The revised diversity statement appears below.
Population Council Board of Trustees Diversity Statement
Approved 15 June 2021 | Revision approved 28 June 2022
The Board of Trustees is committed to ensuring that our composition reflects multiple dimensions of diversity: demographic, geographic, and in expertise. The Nominating Committee reviews patterns and trends in the Board’s composition and leads efforts to enhance Board diversity—part of its responsibilities to ensure the Board as a whole has the needed skills, knowledge, and experience to fulfill the Board’s governance mandate and fiduciary responsibilities, and for the Committee to plan appropriately for Trustee transitions. The Nominating Committee strives to attain balance across various dimensions and applies intentional recruitment efforts when it identifies gaps. The Board considers various factors in recruiting and maintaining our Board, including:
- Demographic—including age, gender, gender identity, sexual orientation, race, ethnicity, and nationality;
- Geographic—global representation including from the countries and regions where the Population Council conducts its work and from which it receives funding; and
- Expertise and qualifications—such as relevant industry experience, academic areas of research, technical knowledge, and required skills not least in relation to fiduciary oversight and stewardship.
To further strengthen diversity and representation among the Council’s Trustees and to ensure this commitment is sustained, the Board will take intentional steps to achieve or maintain the following targets (on a three-year rolling average) by no later than end-2026:
- At least 50% of trustees must identify as women; and
- At least 50% of Trustees must be nationals of low- and middle-income countries (LMICs) – who either reside in that country (or another LMIC) and/or maintain a meaningful presence in the LMIC of which they are a (dual) national.

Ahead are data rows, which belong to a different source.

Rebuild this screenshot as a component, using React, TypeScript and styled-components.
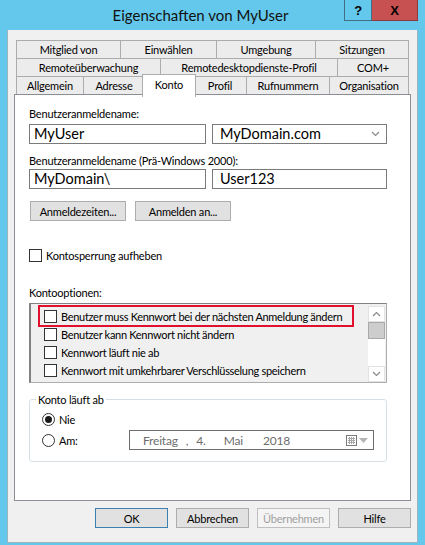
import { createGlobalStyle, styled } from 'styled-components';

const GlobalStyle = createGlobalStyle`
  html, body {
    margin: 0;
    padding: 0;
    background: #ffffff;
  }
  body {
    font-family: Lato, 'Liberation Sans', sans-serif;
    font-size: 11px;
    letter-spacing: -0.2px;
    color: #000000;
  }
`;

/* Fensterrahmen */
const Window = styled.div`
  width: 425px;
  height: 545px;
  box-sizing: border-box;
  padding: 0 7px 2px 7px;
  background: #63c8ec;
  display: flex;
  flex-direction: column;
`;

const TitleBar = styled.div`
  height: 30px;
  display: flex;
  align-items: flex-start;
  flex-shrink: 0;
`;

const Title = styled.div`
  flex: 1;
  padding-left: 50px;
  text-align: center;
  line-height: 30px;
  font-size: 15px;
  letter-spacing: 0;
  color: #111;
`;

const CaptionButton = styled.div<{ $close?: boolean }>`
  width: ${(p) => (p.$close ? '46px' : '28px')};
  height: 21px;
  box-sizing: border-box;
  display: flex;
  align-items: center;
  justify-content: center;
  font-family: 'Liberation Sans', sans-serif;
  font-weight: bold;
  font-size: 13px;
  background: ${(p) => (p.$close ? '#c75050' : 'transparent')};
  border: 1px solid ${(p) => (p.$close ? '#8f3a3a' : '#3f6f82')};
  border-top: none;
  border-left: ${(p) => (p.$close ? 'none' : '1px solid #3f6f82')};
`;

const Client = styled.div`
  flex: 1;
  background: #f0f0f0;
  border: 1px solid #9fb3bf;
  border-top: none;
  padding: 10px 6px 0 6px;
  display: flex;
  flex-direction: column;
`;

/* Registerkarten */
const TabStrip = styled.div`
  margin: 0 2px;
  display: flex;
  flex-direction: column;
`;

const TabRow = styled.div`
  display: flex;
  align-items: flex-end;
  height: 19px;

  & + & {
    margin-top: -1px;
  }
`;

const Tab = styled.div<{ $w: number; $active?: boolean }>`
  flex-shrink: 0;
  width: ${(p) => p.$w}px;
  height: ${(p) => (p.$active ? 23 : 19)}px;
  box-sizing: border-box;
  border: 1px solid #acacac;
  background: ${(p) => (p.$active ? '#ffffff' : '#ececec')};
  display: flex;
  align-items: ${(p) => (p.$active ? 'flex-start' : 'center')};
  justify-content: center;
  padding-top: ${(p) => (p.$active ? '2px' : '0')};
  line-height: 15px;
  white-space: nowrap;
  position: relative;

  & + & {
    margin-left: -1px;
  }

  ${(p) =>
    p.$active &&
    `
    z-index: 2;
    margin-left: -3px !important;
    margin-right: -2px;
    margin-bottom: -2px;
    border-bottom: none;
  `}
`;

const Panel = styled.div`
  margin-top: -1px;
  height: 407px;
  box-sizing: border-box;
  background: #ffffff;
  border: 1px solid #8b8e95;
  padding: 0 23px 0 14px;
  display: flex;
  flex-direction: column;
  position: relative;
  z-index: 1;
`;

const Label = styled.div<{ $gap: number }>`
  margin-top: ${(p) => p.$gap}px;
  line-height: 15px;
`;

const FieldRow = styled.div<{ $gap: number }>`
  margin-top: ${(p) => p.$gap}px;
  display: flex;
  gap: 6px;
`;

const TextBox = styled.div<{ $w: number; $pad?: number }>`
  width: ${(p) => p.$w}px;
  height: 20px;
  box-sizing: border-box;
  border: 1px solid #7a7a7a;
  background: #ffffff;
  padding-left: ${(p) => p.$pad ?? 4}px;
  font-size: 14.5px;
  letter-spacing: 0;
  line-height: 18px;
  display: flex;
  align-items: center;
  justify-content: space-between;
  padding-right: 6px;
`;

const ButtonRow = styled.div<{ $gap: number }>`
  margin-top: ${(p) => p.$gap}px;
  display: flex;
  gap: 9px;
  padding-left: 1px;
`;

const Button = styled.div<{ $w: number; $default?: boolean; $disabled?: boolean }>`
  width: ${(p) => p.$w}px;
  height: 20px;
  box-sizing: border-box;
  border: 1px solid
    ${(p) => (p.$default ? '#3c7fb1' : p.$disabled ? '#bfbfbf' : '#adadad')};
  background: ${(p) => (p.$disabled ? '#f4f4f4' : '#e1e1e1')};
  color: ${(p) => (p.$disabled ? '#a0a0a0' : '#000000')};
  display: flex;
  align-items: center;
  justify-content: center;
  line-height: 15px;
`;

const CheckRow = styled.div<{ $gap?: number }>`
  margin-top: ${(p) => p.$gap ?? 0}px;
  display: flex;
  align-items: center;
  gap: 4px;
  line-height: 15px;
  white-space: nowrap;
`;

const Box = styled.span`
  width: 13px;
  height: 13px;
  box-sizing: border-box;
  border: 1px solid #333333;
  background: #ffffff;
  flex-shrink: 0;
`;

/* Liste mit Kontooptionen */
const ListBox = styled.div`
  margin-top: 3px;
  height: 80px;
  box-sizing: border-box;
  border: 1px solid #adadad;
  border-left: 2px solid #828282;
  border-top-color: #828282;
  background: #f0f0f0;
  display: flex;
`;

const ListItems = styled.div`
  flex: 1;
  padding: 3px 0 0 9px;
  display: flex;
  flex-direction: column;
`;

const ListItem = styled.div<{ $marked?: boolean }>`
  width: 312px;
  height: 18px;
  box-sizing: border-box;
  padding-left: 4px;
  display: flex;
  align-items: center;
  gap: 4px;
  white-space: nowrap;
  letter-spacing: -0.3px;
  outline: ${(p) => (p.$marked ? '2px solid #e0102e' : 'none')};
`;

const ScrollBar = styled.div`
  width: 17px;
  margin: 2px 1px 0 0;
  height: 76px;
  background: #ffffff;
  display: flex;
  flex-direction: column;
`;

const ScrollArrow = styled.div`
  height: 16px;
  box-sizing: border-box;
  border: 1px solid #e3e3e3;
  display: flex;
  align-items: center;
  justify-content: center;
`;

const Thumb = styled.div`
  height: 17px;
  box-sizing: border-box;
  background: #cdcdcd;
  border: 1px solid #a9a9a9;
`;

const Track = styled.div`
  flex: 1;
`;

/* Gruppe Konto läuft ab */
const Group = styled.fieldset`
  margin: 9px 0 0 0;
  padding: 0 6px 11px 6px;
  border: 1px solid #d5dfe5;
  border-radius: 3px;
  min-width: 0;
`;

const Legend = styled.legend`
  padding: 0 2px;
  line-height: 15px;
`;

const RadioRow = styled.div<{ $gap: number; $h: number }>`
  margin-top: ${(p) => p.$gap}px;
  height: ${(p) => p.$h}px;
  display: flex;
  align-items: center;
  padding-left: 6px;
`;

const RadioLabel = styled.label`
  display: flex;
  align-items: center;
  gap: 4px;
  line-height: 15px;
`;

const Radio = styled.span<{ $on?: boolean }>`
  width: 13px;
  height: 13px;
  box-sizing: border-box;
  border-radius: 50%;
  border: 1px solid #333333;
  background: #ffffff;
  display: flex;
  align-items: center;
  justify-content: center;

  &::after {
    content: '';
    width: 7px;
    height: 7px;
    border-radius: 50%;
    background: ${(p) => (p.$on ? '#1a1a1a' : 'transparent')};
  }
`;

const DatePicker = styled.div`
  margin: 0 6px 0 auto;
  width: 245px;
  height: 20px;
  box-sizing: border-box;
  border: 1px solid #6e6e6e;
  background: #ffffff;
  color: #6d6d6d;
  display: flex;
  align-items: center;
  padding: 0 5px 0 13px;
  font-size: 12px;
`;

const DatePart = styled.span<{ $gap: number }>`
  margin-left: ${(p) => p.$gap}px;
`;

const DateIcon = styled.span`
  margin-left: auto;
  display: flex;
  align-items: center;
  gap: 2px;
`;

const Footer = styled.div`
  margin-top: 7px;
  display: flex;
  justify-content: flex-end;
  gap: 8px;
`;

const Chevron = ({ up }: { up?: boolean }) => (
  <svg width='9' height='6' viewBox='0 0 9 6'>
    <polyline
      points={up ? '1,5 4.5,1.5 8,5' : '1,1 4.5,4.5 8,1'}
      fill='none'
      stroke='#8a8a8a'
      strokeWidth='1.2'
    />
  </svg>
);

const tabRows = [
  [
    { label: 'Mitglied von', w: 105 },
    { label: 'Einwählen', w: 97 },
    { label: 'Umgebung', w: 100 },
    { label: 'Sitzungen', w: 94 },
  ],
  [
    { label: 'Remoteüberwachung', w: 145 },
    { label: 'Remotedesktopdienste-Profil', w: 178 },
    { label: 'COM+', w: 72 },
  ],
  [
    { label: 'Allgemein', w: 68 },
    { label: 'Adresse', w: 62 },
    { label: 'Konto', w: 54, active: true },
    { label: 'Profil', w: 54 },
    { label: 'Rufnummern', w: 84 },
    { label: 'Organisation', w: 80 },
  ],
];

const options = [
  'Benutzer muss Kennwort bei der nächsten Anmeldung ändern',
  'Benutzer kann Kennwort nicht ändern',
  'Kennwort läuft nie ab',
  'Kennwort mit umkehrbarer Verschlüsselung speichern',
];

export default function App() {
  return (
    <>
      <GlobalStyle />
      <Window>
        <TitleBar>
          <Title>Eigenschaften von MyUser</Title>
          <CaptionButton>?</CaptionButton>
          <CaptionButton $close>X</CaptionButton>
        </TitleBar>
        <Client>
          <TabStrip>
            {tabRows.map((row, i) => (
              <TabRow key={i}>
                {row.map((t) => (
                  <Tab key={t.label} $w={t.w} $active={'active' in t}>
                    {t.label}
                  </Tab>
                ))}
              </TabRow>
            ))}
          </TabStrip>
          <Panel>
            <Label $gap={11}>Benutzeranmeldename:</Label>
            <FieldRow $gap={3}>
              <TextBox $w={177}>MyUser</TextBox>
              <TextBox $w={175} $pad={7}>
                MyDomain.com
                <Chevron />
              </TextBox>
            </FieldRow>
            <Label $gap={9}>Benutzeranmeldename (Prä-Windows 2000):</Label>
            <FieldRow $gap={1}>
              <TextBox $w={177}>MyDomain\</TextBox>
              <TextBox $w={175} $pad={7}>
                User123
              </TextBox>
            </FieldRow>
            <ButtonRow $gap={12}>
              <Button $w={96}>Anmeldezeiten...</Button>
              <Button $w={96}>Anmelden an...</Button>
            </ButtonRow>
            <CheckRow $gap={27}>
              <Box />
              Kontosperrung aufheben
            </CheckRow>
            <Label $gap={22}>Kontooptionen:</Label>
            <ListBox>
              <ListItems>
                {options.map((o, i) => (
                  <ListItem key={o} $marked={i === 0}>
                    <Box />
                    {o}
                  </ListItem>
                ))}
              </ListItems>
              <ScrollBar>
                <ScrollArrow>
                  <Chevron up />
                </ScrollArrow>
                <Thumb />
                <Track />
                <ScrollArrow>
                  <Chevron />
                </ScrollArrow>
              </ScrollBar>
            </ListBox>
            <Group>
              <Legend>Konto läuft ab</Legend>
              <RadioRow $gap={4} $h={16}>
                <RadioLabel>
                  <Radio $on />
                  Nie
                </RadioLabel>
              </RadioRow>
              <RadioRow $gap={3} $h={20}>
                <RadioLabel>
                  <Radio />
                  Am:
                </RadioLabel>
                <DatePicker>
                  <span>Freitag</span>
                  <DatePart $gap={8}>,</DatePart>
                  <DatePart $gap={8}>4.</DatePart>
                  <DatePart $gap={18}>Mai</DatePart>
                  <DatePart $gap={20}>2018</DatePart>
                  <DateIcon>
                    <svg width='11' height='11' viewBox='0 0 11 11'>
                      <rect x='0.5' y='0.5' width='10' height='10' fill='#ffffff' stroke='#7a7a7a' />
                      <path
                        d='M2 3.5h7M2 5.5h7M2 7.5h7M3.5 2v7M5.5 2v7M7.5 2v7'
                        stroke='#a8a8a8'
                        strokeWidth='1'
                      />
                    </svg>
                    <svg width='9' height='5' viewBox='0 0 9 5'>
                      <polygon points='0,0 9,0 4.5,5' fill='#b5b5b5' />
                    </svg>
                  </DateIcon>
                </DatePicker>
              </RadioRow>
            </Group>
          </Panel>
          <Footer>
            <Button $w={73} $default>
              OK
            </Button>
            <Button $w={73}>Abbrechen</Button>
            <Button $w={73} $disabled>
              Übernehmen
            </Button>
            <Button $w={73}>Hilfe</Button>
          </Footer>
        </Client>
      </Window>
    </>
  );
}
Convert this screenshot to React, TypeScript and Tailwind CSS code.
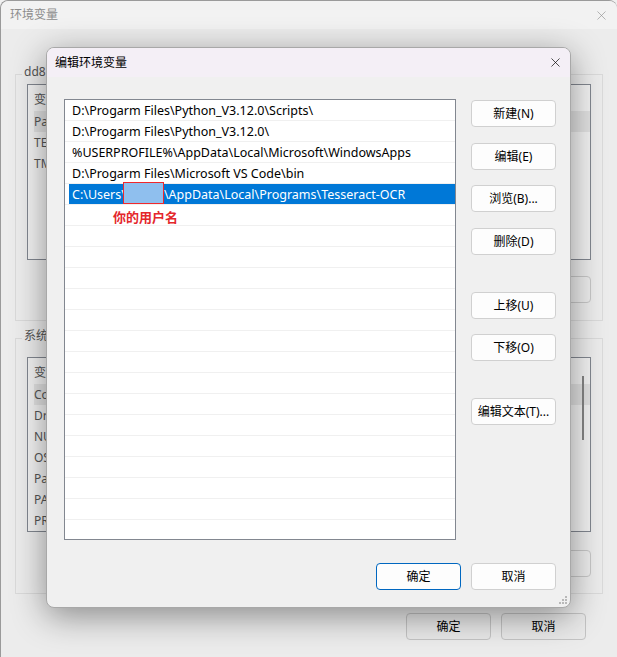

Additionally, the Board will endeavor to ensure that at least two trustees will be early/mid-career (younger than age 45) at the time of their initial appointment.
The Board supports the Population Council’s Agenda for Change, through which the organization is addressing critical issues of diversity, equity, and inclusion in all aspects of its work, systems, structures, and processes. The Trustees are overseeing the Council’s progress in advancing this agenda, and the value of a diverse and inclusive Board also supports our overall effectiveness.